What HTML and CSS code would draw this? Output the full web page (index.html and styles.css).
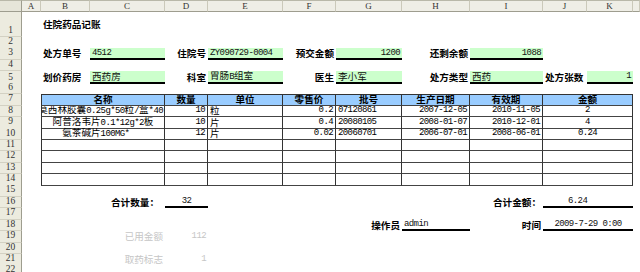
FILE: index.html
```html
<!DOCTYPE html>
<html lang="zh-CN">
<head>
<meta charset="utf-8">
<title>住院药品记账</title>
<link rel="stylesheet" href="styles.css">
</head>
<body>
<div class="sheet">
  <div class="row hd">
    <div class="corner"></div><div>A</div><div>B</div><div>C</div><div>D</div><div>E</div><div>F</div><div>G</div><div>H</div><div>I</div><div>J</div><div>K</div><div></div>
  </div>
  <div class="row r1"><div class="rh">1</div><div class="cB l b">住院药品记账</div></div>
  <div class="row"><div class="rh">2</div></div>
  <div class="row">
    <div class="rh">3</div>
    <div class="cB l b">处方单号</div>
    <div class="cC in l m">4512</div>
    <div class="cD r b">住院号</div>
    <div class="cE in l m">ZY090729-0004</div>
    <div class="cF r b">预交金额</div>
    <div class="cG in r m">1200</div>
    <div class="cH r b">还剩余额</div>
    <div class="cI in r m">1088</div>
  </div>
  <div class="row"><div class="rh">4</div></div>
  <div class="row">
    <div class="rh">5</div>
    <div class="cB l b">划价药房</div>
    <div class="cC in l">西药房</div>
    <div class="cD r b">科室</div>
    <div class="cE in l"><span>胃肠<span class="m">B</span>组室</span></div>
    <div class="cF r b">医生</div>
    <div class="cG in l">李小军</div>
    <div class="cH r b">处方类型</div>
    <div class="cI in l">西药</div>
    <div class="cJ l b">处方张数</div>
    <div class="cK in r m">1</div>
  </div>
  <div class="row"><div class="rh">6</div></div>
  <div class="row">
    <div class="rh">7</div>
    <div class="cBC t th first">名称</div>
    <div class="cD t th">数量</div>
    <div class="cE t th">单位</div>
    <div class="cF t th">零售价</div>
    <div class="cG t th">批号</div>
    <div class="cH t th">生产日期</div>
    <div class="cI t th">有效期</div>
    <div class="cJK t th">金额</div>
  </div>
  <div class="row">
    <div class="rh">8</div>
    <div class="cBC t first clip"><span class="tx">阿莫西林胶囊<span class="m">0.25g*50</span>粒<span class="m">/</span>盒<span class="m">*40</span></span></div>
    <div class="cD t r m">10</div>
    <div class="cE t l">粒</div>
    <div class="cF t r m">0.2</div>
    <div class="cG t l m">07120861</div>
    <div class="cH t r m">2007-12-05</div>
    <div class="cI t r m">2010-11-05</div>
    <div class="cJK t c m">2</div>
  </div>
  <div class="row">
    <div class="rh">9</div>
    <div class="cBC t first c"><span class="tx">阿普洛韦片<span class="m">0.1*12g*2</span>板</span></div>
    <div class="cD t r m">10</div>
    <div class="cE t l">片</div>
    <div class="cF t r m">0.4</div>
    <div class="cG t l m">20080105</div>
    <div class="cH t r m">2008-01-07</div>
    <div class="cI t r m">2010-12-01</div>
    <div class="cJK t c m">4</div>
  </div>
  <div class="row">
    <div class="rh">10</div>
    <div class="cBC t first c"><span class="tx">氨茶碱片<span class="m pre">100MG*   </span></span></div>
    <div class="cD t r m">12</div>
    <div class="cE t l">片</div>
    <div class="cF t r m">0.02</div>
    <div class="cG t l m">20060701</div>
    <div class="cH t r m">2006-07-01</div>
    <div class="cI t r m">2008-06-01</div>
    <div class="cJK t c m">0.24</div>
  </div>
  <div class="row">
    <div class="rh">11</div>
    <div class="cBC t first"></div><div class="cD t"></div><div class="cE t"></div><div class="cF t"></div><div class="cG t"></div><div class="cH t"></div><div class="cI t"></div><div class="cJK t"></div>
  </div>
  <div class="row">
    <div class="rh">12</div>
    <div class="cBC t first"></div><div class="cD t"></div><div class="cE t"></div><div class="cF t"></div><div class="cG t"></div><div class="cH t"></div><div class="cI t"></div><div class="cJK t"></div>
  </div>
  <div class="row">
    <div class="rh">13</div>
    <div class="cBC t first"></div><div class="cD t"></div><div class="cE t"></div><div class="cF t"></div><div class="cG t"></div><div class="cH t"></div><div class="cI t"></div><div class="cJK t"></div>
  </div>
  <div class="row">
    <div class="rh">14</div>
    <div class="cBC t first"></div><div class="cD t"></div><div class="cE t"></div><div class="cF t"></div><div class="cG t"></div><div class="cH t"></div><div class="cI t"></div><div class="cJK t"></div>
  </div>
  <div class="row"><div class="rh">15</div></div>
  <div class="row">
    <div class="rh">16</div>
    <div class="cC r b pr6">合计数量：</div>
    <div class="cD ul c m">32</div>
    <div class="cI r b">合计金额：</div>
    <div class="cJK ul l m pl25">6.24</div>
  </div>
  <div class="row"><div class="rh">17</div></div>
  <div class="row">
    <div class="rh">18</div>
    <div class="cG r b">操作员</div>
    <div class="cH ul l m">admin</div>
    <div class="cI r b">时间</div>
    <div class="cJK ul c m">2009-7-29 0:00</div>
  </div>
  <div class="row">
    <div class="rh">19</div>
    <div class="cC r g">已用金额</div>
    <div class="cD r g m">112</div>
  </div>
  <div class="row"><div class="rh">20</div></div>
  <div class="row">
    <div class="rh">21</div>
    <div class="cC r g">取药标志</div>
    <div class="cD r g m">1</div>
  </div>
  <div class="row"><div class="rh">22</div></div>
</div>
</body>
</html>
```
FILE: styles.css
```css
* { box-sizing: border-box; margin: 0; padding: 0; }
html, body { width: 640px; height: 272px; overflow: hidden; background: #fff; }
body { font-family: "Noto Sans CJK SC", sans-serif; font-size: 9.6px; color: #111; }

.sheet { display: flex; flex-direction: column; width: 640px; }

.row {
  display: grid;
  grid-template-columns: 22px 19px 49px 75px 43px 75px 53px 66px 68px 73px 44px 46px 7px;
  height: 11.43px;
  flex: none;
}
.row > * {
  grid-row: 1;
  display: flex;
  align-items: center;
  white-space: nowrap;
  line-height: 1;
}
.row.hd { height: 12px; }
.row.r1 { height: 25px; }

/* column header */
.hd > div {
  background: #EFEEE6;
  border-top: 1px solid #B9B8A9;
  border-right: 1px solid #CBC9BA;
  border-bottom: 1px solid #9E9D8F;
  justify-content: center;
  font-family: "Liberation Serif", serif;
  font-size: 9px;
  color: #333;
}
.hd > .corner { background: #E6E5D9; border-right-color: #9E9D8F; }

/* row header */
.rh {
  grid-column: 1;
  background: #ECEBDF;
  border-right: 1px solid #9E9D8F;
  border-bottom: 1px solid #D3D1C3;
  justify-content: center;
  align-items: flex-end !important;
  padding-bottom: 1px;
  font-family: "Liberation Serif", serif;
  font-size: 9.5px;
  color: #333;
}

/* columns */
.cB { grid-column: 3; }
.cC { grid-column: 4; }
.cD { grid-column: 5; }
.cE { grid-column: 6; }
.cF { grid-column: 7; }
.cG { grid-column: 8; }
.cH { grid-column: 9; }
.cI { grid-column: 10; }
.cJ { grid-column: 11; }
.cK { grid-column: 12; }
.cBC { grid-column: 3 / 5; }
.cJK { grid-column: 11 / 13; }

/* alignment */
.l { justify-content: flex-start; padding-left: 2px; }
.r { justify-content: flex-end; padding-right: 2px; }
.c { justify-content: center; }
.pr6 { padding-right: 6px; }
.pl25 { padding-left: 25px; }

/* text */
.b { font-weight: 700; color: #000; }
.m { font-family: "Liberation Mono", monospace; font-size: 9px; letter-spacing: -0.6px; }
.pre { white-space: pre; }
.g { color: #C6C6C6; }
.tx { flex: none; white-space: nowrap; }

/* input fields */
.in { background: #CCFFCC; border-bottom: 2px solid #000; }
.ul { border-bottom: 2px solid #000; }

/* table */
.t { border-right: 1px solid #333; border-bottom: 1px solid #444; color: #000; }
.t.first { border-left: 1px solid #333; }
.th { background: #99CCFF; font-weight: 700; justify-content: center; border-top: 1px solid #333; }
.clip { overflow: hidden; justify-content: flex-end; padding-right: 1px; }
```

...

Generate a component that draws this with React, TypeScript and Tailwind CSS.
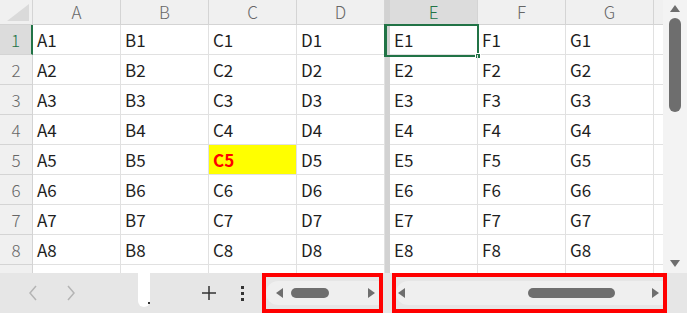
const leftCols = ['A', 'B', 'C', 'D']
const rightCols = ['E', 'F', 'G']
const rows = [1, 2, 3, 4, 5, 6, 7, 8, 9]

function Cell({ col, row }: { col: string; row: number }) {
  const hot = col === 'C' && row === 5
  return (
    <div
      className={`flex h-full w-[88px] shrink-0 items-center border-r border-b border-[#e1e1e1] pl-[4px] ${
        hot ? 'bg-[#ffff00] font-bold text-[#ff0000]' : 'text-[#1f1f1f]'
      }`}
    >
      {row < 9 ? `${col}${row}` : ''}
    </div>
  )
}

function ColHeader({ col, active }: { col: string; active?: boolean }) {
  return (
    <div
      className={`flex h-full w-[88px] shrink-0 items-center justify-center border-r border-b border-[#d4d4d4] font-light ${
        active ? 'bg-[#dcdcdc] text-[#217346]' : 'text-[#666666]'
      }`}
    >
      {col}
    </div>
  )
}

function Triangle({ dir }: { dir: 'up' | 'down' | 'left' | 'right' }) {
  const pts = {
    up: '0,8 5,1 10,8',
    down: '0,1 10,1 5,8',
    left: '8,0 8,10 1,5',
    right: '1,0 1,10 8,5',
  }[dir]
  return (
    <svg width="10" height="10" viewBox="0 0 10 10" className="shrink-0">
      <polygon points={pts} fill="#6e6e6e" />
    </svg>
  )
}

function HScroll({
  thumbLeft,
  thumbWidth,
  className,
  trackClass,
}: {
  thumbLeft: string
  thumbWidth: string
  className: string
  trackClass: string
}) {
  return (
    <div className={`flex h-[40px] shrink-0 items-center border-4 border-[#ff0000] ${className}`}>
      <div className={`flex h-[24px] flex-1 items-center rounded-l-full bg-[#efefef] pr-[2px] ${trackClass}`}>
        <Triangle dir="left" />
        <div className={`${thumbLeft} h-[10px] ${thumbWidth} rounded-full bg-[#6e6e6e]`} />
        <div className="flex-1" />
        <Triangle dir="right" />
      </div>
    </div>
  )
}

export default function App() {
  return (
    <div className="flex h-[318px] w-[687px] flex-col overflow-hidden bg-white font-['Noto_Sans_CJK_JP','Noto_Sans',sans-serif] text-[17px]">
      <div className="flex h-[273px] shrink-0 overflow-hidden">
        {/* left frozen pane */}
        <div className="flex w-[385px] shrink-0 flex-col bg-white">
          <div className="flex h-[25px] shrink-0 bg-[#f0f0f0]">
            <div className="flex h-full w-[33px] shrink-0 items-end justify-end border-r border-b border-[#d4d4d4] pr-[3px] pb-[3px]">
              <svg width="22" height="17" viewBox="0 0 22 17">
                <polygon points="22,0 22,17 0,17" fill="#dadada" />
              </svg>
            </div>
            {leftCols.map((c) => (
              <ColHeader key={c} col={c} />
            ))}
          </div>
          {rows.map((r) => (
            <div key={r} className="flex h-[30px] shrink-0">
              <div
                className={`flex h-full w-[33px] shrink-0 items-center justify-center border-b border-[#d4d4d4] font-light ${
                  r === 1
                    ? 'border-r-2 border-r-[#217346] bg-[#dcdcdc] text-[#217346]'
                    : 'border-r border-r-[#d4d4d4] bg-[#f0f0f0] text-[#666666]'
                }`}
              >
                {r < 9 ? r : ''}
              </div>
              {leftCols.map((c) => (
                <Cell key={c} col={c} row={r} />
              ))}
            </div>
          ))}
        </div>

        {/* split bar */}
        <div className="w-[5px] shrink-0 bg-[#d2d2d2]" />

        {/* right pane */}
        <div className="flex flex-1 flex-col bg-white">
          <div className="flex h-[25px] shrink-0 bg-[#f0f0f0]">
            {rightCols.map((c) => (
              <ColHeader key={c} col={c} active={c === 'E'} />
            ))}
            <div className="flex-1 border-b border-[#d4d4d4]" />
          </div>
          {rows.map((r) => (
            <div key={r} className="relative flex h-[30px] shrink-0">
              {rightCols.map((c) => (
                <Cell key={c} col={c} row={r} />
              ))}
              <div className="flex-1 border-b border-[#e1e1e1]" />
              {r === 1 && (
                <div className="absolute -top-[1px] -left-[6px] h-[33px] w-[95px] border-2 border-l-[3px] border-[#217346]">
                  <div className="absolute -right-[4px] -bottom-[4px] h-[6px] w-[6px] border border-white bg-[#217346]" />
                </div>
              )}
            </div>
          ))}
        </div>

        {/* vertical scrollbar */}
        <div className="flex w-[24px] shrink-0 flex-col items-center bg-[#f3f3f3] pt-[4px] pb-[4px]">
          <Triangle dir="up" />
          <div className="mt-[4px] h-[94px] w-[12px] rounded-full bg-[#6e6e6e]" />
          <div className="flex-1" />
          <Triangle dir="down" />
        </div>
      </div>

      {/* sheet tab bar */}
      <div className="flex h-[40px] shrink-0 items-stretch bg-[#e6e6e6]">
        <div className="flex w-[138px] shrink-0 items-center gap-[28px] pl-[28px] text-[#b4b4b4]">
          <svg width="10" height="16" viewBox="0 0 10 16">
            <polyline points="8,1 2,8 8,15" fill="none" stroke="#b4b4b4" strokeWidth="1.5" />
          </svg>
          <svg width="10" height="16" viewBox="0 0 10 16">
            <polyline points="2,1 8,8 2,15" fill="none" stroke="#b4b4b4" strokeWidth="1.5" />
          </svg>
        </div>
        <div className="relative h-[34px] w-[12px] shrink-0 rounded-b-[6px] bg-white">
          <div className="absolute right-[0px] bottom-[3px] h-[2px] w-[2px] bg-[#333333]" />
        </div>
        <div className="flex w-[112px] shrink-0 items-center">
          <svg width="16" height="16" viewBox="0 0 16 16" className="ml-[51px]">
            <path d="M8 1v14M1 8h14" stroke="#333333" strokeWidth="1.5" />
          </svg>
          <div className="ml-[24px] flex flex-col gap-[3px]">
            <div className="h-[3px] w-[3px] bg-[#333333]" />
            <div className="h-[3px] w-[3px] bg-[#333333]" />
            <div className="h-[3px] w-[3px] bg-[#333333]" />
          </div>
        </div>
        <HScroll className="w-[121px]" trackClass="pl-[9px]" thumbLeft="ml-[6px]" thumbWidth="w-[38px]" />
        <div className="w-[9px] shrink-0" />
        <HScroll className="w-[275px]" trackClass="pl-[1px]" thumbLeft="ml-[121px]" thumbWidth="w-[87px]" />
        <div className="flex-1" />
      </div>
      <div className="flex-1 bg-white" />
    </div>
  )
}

==

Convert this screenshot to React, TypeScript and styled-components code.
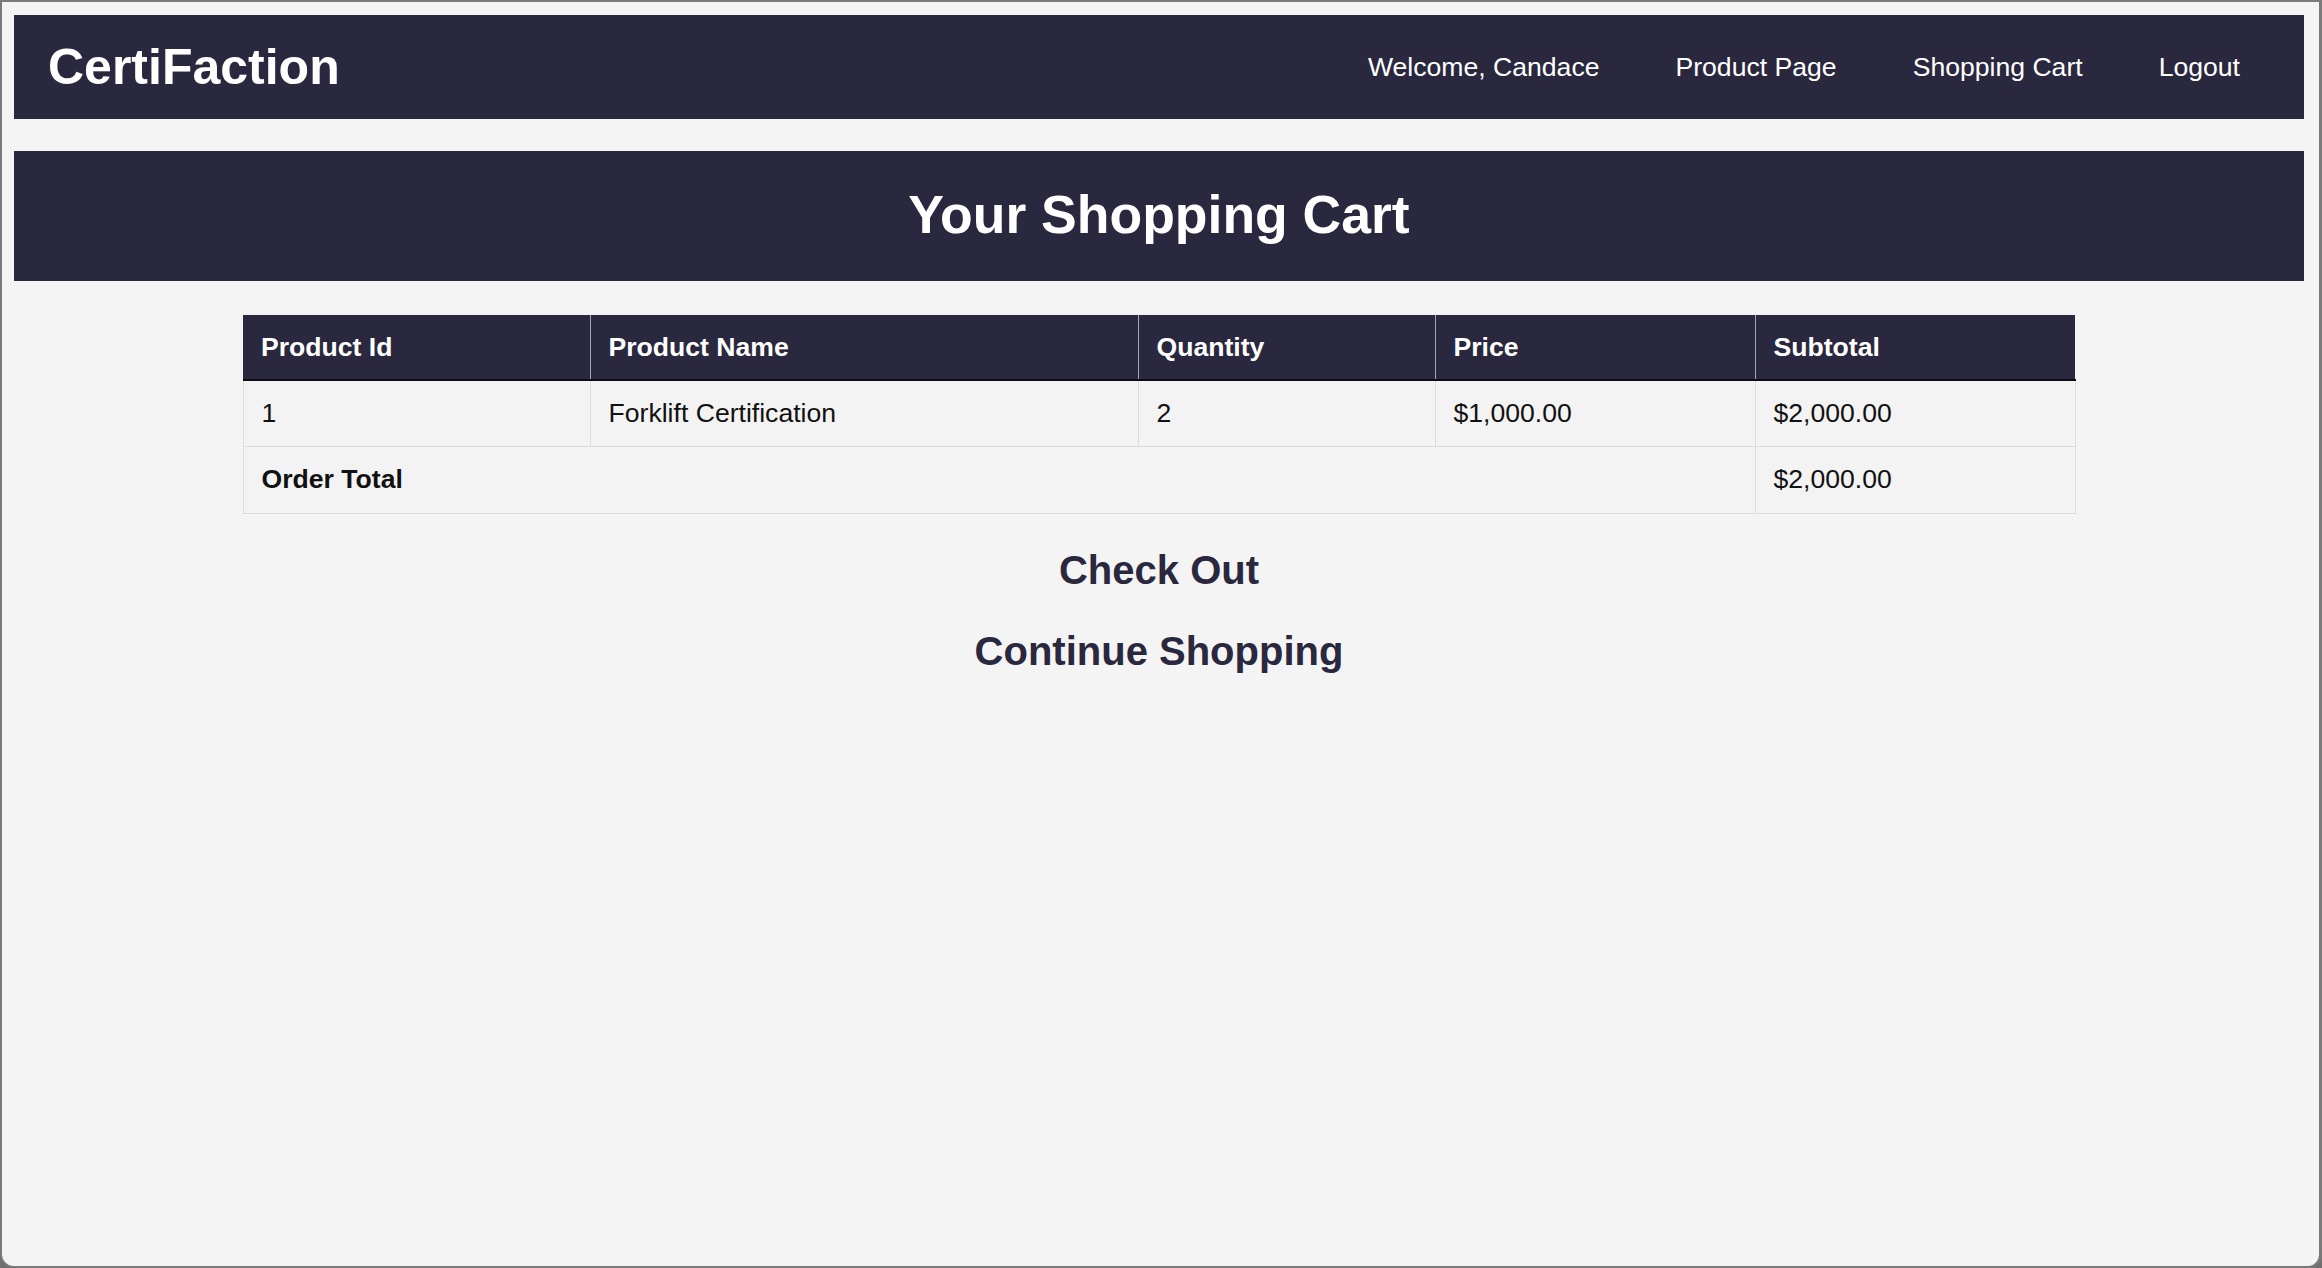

Problem:
Using the listing above, gather each line that holds the string "code" and copy it.

Solution below:
What HTML and CSS code would draw this? Output the full web page (index.html and styles.css).
Convert this screenshot to React, TypeScript and styled-components code.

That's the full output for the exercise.